Poniendo el árbol

Otra Navidad más, y ya son siete, en este blog que abandono de vez en cuando, pero al que siempre acudo para contar cosas que ocurren a mi alrededor, y también para infundir un poco de optimismo en el ánimo de quienes lo leen.
Hoy, con motivo de estas Fiestas en las que siempre escribo una entrada especial, quiero hablar de las ganas de disfrutar de la vida y de aquellas personas que nos ponen a veces trabas para conseguirlo. La verdad es que llevo desde el año pasado con el borrador esperando a publicarse, o más bien con la idea en el magín; ha llegado la hora de desempolvarla.
Las navidades pasadas el día de la lotería me pilló, como casi siempre, trabajando. Aunque ya no creo que me vaya a tocar a mí, como en otros tiempos en que me arreglaba especialmente por si aparecía por la oficina la tele para grabarnos a todos en pleno desenfreno y descorchando champán, sí que me gusta poner desde primera hora la radio para escuchar de fondo el soniquete de los niños de San Ildefonso, que aunque ya no es el clásico "cien miiil pesetaaas" que sonaba tan madrileño y tan musical, acompaña lo mismo y crea la misma ilusión. Además suelo llevar los números que jugamos en la familia (los décimos están guardados en una cajita de madera donde atesoro todas las sorpresas de roscón que me van regalando, aunque no me hayan tocado a mí, porque me encanta coleccionarlas) apuntados en una hoja para comprobar de inmediato si realmente he tenido suerte y me ha tocado el Gordo.

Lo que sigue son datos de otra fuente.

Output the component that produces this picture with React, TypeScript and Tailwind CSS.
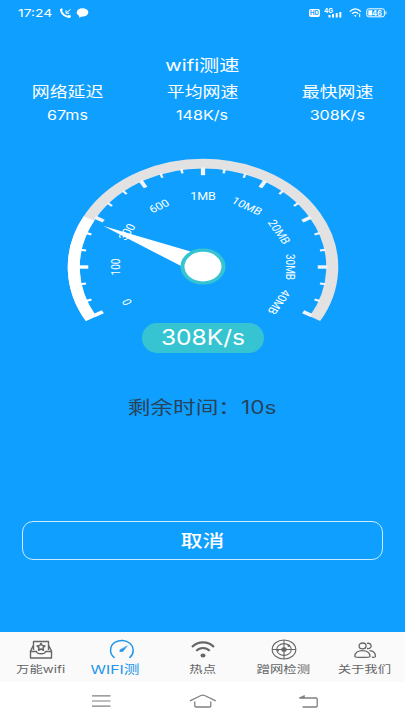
import type { ReactNode } from 'react'

const LABELS = ['0', '100', '300', '600', '1MB', '10MB', '20MB', '30MB', '40MB']

const STATS = [
  { label: '网络延迟', value: '67ms' },
  { label: '平均网速', value: '148K/s' },
  { label: '最快网速', value: '308K/s' },
]

// point on a circle around the gauge centre, 0deg = right, clockwise
function polar(r: number, deg: number) {
  const a = (deg * Math.PI) / 180
  return `${(r * Math.cos(a)).toFixed(2)} ${(r * Math.sin(a)).toFixed(2)}`
}

function arc(r: number, from: number, to: number) {
  return `M${polar(r, from)}A${r} ${r} 0 ${to - from > 180 ? 1 : 0} 1 ${polar(r, to)}`
}

function StatusBar() {
  return (
    <div className="flex h-[26px] items-center pl-[18px] pr-[18px] text-white">
      <span className="w-[34px] whitespace-nowrap text-[11px] leading-none"><span className="inline-block origin-left scale-x-[1.26]">17:24</span></span>
      <svg className="ml-[7px]" width="13" height="11" viewBox="0 0 13 11" fill="none" stroke="white">
        <path d="M2 2C2.3 6 6.5 9.2 11 9" strokeWidth="2" />
        <path d="M1.2 2.2L3.5 1.2M9.2 7.7L11.8 8.6" strokeWidth="1.8" />
        <path d="M11.5 1.5L7 5M7 2.2V5.2H10.2" strokeWidth="1" />
      </svg>
      <svg className="ml-[4px]" width="13" height="10" viewBox="0 0 13 10" fill="white">
        <ellipse cx="6.5" cy="4.4" rx="5.8" ry="4.1" />
        <path d="M3.5 7L3 9.7L7 8Z" />
      </svg>
      <div className="ml-auto flex items-center">
        <span className="flex h-[8px] w-[11px] items-center justify-center rounded-[2px] bg-white text-[6px] font-bold leading-none text-[#0fa0ff]">HD</span>
        <svg className="ml-[4px]" width="19" height="12" viewBox="0 0 19 12" fill="white">
          <text x="0" y="5.5" fontSize="6.5" fontWeight="700" textLength="9" lengthAdjust="spacingAndGlyphs">4G</text>
          <path d="M4.5 8h2v2.5h-2zM8 7h2v3.5H8zM11.7 6h2v4.5h-2zM15.3 5h2v5.5h-2z" />
        </svg>
        <svg className="ml-[6px]" width="13" height="10" viewBox="0 0 13 10" fill="none" stroke="white" strokeWidth="1.3">
          <path d="M.8 3.7C4-.1 8.6-.1 11.8 3.7M3 5.9C5 3.7 7.6 3.7 9.3 5.9" />
          <path d="M5 7.6Q6.3 6.4 7.5 7.6L6.3 9Z" fill="white" stroke="none" />
          <path d="M10.7 5.5V9.2" strokeWidth="1" />
        </svg>
        <svg className="ml-[4px]" width="21" height="10" viewBox="0 0 21 10">
          <rect x=".8" y=".8" width="17.6" height="8" rx="1.8" fill="none" stroke="white" />
          <path d="M2.3 2.2h4v5.2h-4zM19.5 3.3h.9v3h-.9z" fill="white" />
          <text x="6.3" y="7.6" fontSize="7.5" fontWeight="700" fill="white" textLength="9.5" lengthAdjust="spacingAndGlyphs">46</text>
        </svg>
      </div>
    </div>
  )
}

function Gauge() {
  return (
    <svg className="block font-[Roboto,sans-serif]" width="280" height="168" viewBox="-112 -110 224 168" preserveAspectRatio="none">
      <path d={arc(103.4, 150, 390)} fill="none" stroke="#e2e2e2" strokeWidth="9.6" />
      <path d={arc(103.4, 150, 208)} fill="none" stroke="white" strokeWidth="9.6" />
      {Array.from({ length: 25 }, (_, i) => {
        const major = i % 3 === 0
        const shift = i === 0 ? 0.8 : i === 24 ? -0.8 : 0
        const deg = 150 + i * 10 + shift
        return (
          <path
            key={i}
            d={`M${polar(99.5, deg)}L${polar(major ? 91.8 : 95, deg)}`}
            stroke={i < 6 ? 'white' : '#f1f5f9'}
            strokeWidth={major ? 3.4 : 2}
          />
        )
      })}
      {LABELS.map((label, i) => (
        <text key={label} transform={`rotate(${i * 30 - 120})`} y="-66.8" textAnchor="middle" fontSize="10" fill="white">
          {label}
        </text>
      ))}
      <path d="M-79.6 -41L-10 -15.5L-16 0Z" fill="white" />
      <circle cx="0" cy="-.4" r="16.4" fill="white" stroke="#36c4d2" strokeWidth="3.2" />
    </svg>
  )
}

function Tab({ label, icon, active }: { label: string; icon: ReactNode; active?: boolean }) {
  return (
    <div className={active ? 'flex w-[81px] flex-col items-center text-[#2196e8]' : 'flex w-[81px] flex-col items-center text-[#666666]'}>
      <div className="flex h-[28px] items-end justify-center">{icon}</div>
      <span className={active ? 'mr-[14px] mt-[1px] scale-x-[1.29] whitespace-nowrap text-[12.2px] leading-[17px]' : 'mt-[1px] scale-x-[1.25] whitespace-nowrap text-[10.7px] leading-[17px]'}>{label}</span>
    </div>
  )
}

const boxIcon = (
  <svg width="24" height="20" viewBox="0 0 24 20" fill="none" stroke="currentColor" strokeWidth="1.4" strokeLinejoin="round">
    <path d="M4.5 10V1.5H19.5V10M4.5 5L1.5 11V18H22.5V11L19.5 5M1.5 11.5H7.5C8 14.5 16 14.5 16.5 11.5H22.5" />
    <path d="M12 3.3L13.2 5.5L16 6L14 7.7L14.5 10.2L12 9L9.5 10.2L10 7.7L8 6L10.8 5.5Z" strokeWidth="1.5" />
  </svg>
)

const speedIcon = (
  <svg width="26" height="21" viewBox="0 0 26 21" fill="none" stroke="currentColor" strokeWidth="1.5" strokeLinecap="round">
    <path d="M5 18.4C-.2 14 .8 6.5 6.2 3.2C11 .4 17 1 20.8 4.2C25.4 8.2 25.2 14.8 20.8 18.4" />
    <path d="M18 7.2L13.8 12.4L10.8 12.6L11 11Z" fill="currentColor" strokeWidth=".6" />
  </svg>
)

const wifiIcon = (
  <svg width="26" height="20" viewBox="0 0 26 20" fill="none" stroke="currentColor">
    <path d="M2 7C8 .8 18 .8 24 7M6.3 10.9C10 7 16 7 19.7 10.9" strokeWidth="2.1" />
    <ellipse cx="13" cy="15.6" rx="2.5" ry="2" fill="currentColor" stroke="none" />
  </svg>
)

const radarIcon = (
  <svg width="26" height="21" viewBox="0 0 26 21" fill="none" stroke="currentColor" strokeWidth="1.1">
    <ellipse cx="13" cy="10.5" rx="11.8" ry="9.5" />
    <ellipse cx="13" cy="10.5" rx="7.3" ry="5.9" />
    <ellipse cx="13" cy="10.5" rx="2.2" ry="1.8" fill="currentColor" />
    <path d="M13 1V20M1 10.5H25" />
    <circle cx="17.8" cy="6.8" r="1.3" fill="currentColor" stroke="none" />
    <circle cx="7" cy="11.6" r="1" fill="currentColor" stroke="none" />
  </svg>
)

const usersIcon = (
  <svg width="24" height="19" viewBox="0 0 24 19" fill="none" stroke="currentColor" strokeWidth="1.3">
    <ellipse cx="9.6" cy="4.9" rx="3.5" ry="2.9" />
    <path d="M14 2.4C19.5 1.2 19.5 8.8 14 7.5" />
    <path d="M1.8 15.6C1.2 7.5 17.6 7.5 17 15.6C16.8 16.6 2 16.6 1.8 15.6Z" />
    <path d="M16.5 9.7C20.5 10 22.6 12.5 22.4 15.8C22 16.5 19.8 16.3 18.8 16.2" />
  </svg>
)

export default function App() {
  return (
    <div className="flex h-[720px] w-[405px] flex-col overflow-hidden bg-[#0fa0ff] font-[Inter,'Noto_Sans_CJK_SC',sans-serif]">
      <StatusBar />

      <h1 className="mt-[27px] flex h-[24px] items-center justify-center text-white">
        <span className="scale-x-[1.26] text-[16px] font-normal leading-none">wifi测速</span>
      </h1>

      <div className="mt-[3px] flex text-white">
        {STATS.map((s) => (
          <div key={s.label} className="flex w-[135px] flex-col items-center">
            <span className="scale-x-125 text-[14.3px] leading-[23px]">{s.label}</span>
            <span className="scale-x-[1.24] text-[13px] leading-[24px]">{s.value}</span>
          </div>
        ))}
      </div>

      <div className="mt-[30px] flex justify-center"><Gauge /></div>

      <div className="-mt-[2.5px] ml-[142px] flex h-[30px] w-[121.5px] items-center justify-center rounded-full bg-[#36c4d2]">
        <span className="scale-x-[1.17] text-[21px] leading-none text-white">308K/s</span>
      </div>

      <div className="mt-[41px] flex h-[28px] items-center justify-center">
        <span className="scale-x-[1.26] whitespace-nowrap text-[18px] leading-none text-[#26435c]">剩余时间：10s</span>
      </div>

      <button className="ml-[22px] mt-[99px] flex h-[39px] w-[361px] items-center justify-center rounded-[11px] border border-[#c9eaff] text-white">
        <span className="scale-x-125 pt-[2px] text-[17.4px] font-medium leading-none">取消</span>
      </button>

      <div className="mt-auto flex h-[50px] shrink-0 bg-[#fafafa]">
        <Tab label="万能wifi" icon={boxIcon} />
        <Tab label="WIFI测" icon={speedIcon} active />
        <Tab label="热点" icon={wifiIcon} />
        <Tab label="蹭网检测" icon={radarIcon} />
        <Tab label="关于我们" icon={usersIcon} />
      </div>

      <div className="flex h-[38px] shrink-0 items-center bg-white pl-[91px]">
        <svg width="20" height="14" viewBox="0 0 20 14" stroke="#808080" strokeWidth="1.2">
          <path d="M1 1.8H19.5M1 7H19.5M1 12.2H19.5" />
        </svg>
        <svg className="ml-[78px]" width="28" height="15" viewBox="0 0 28 15" fill="none" stroke="#808080" strokeWidth="1.3" strokeLinejoin="round">
          <path d="M1 6.8L12 1.5Q13.8 .8 15.6 1.5L26.8 6.8M5.8 7.5V12.3Q5.8 13 6.8 13H20.8Q21.8 13 21.8 12.3V7.5" />
        </svg>
        <svg className="ml-[81px]" width="22" height="15" viewBox="0 0 22 15" fill="none" stroke="#808080" strokeWidth="1.3">
          <path d="M2 4H18.2Q19.2 4 19.2 5V12Q19.2 13 18.2 13H4.5" />
          <path d="M.8 4L6.5 1.3V4Z" fill="#808080" strokeWidth=".5" />
        </svg>
      </div>
    </div>
  )
}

Evidentemente, eso no ha ocurrido nunca. Pero una no desespera... Bueno, el caso es que toda esa parafernalia significa para mí el comienzo de la Navidad, de las vacaciones, y ese día procuro hacer el vago todo lo que puedo, adornar la oficina como ya he hecho hace días con mi casa y procurar estar alegre y de buen humor. Así intenté hacerlo el año pasado, pero me encontré con multitud de obstáculos para conseguirlo.
Aunque el trabajo que tenía entonces no era realmente pesado, complicado, excesivo o apremiante, continuamente había alguien que venía a plantearme problemas ridículos, que cualquiera hubiera sabido solventar; más cuando mis compañeros eran personas mucho más expertas que yo. No había manera de ponerse a adornar el árbol o colocar las figuritas del Belén. Interrupción tras interrupción, caras de pocos amigos, intención de meter prisas en lo que no las hay y azuzar cuando no es necesario terminar en ese momento la tarea. Es como si mis ganas de pasarlo bien y festejar resultaran impropias o incómodas a la gente que me rodeaba. Como si ofendiera a los demás por querer estar contenta. Nada, no me dejaban. Pero yo seguí impertérrita con mi tarea navideña, y al final de la mañana conseguí escaparme por fin de ese lugar tan agobiante y hostil y salir a la vida libre y abierta que a mí me gusta. Por supuesto, habiendo puesto el árbol.
Desde ese día, "poner el árbol" es para mí una metáfora de lo que significa querer disfrutar de las cosas. Es querer estar alegre a pesar de que alrededor el mundo se empeñe en echar basurillas a los pies para que uno tropiece con ellas. Es no dejarse arrastrar por los ceños fruncidos y las malas caras, la "mala baba", los Mister Scrooge que aparecen por doquier en Navidad y en cualquier época del año con la intención de amargarnos la vida. Porque la felicidad ajena hace que se ponga más en evidencia su fastidio, su impertinencia, su intransigencia, su excesiva continencia.
Así que para terminar este 2018, lo que deseo a todo el que lea estas humildes notas es que hagan lo posible porque nadie les impida, ni en Navidades ni en el resto del año, "poner el árbol".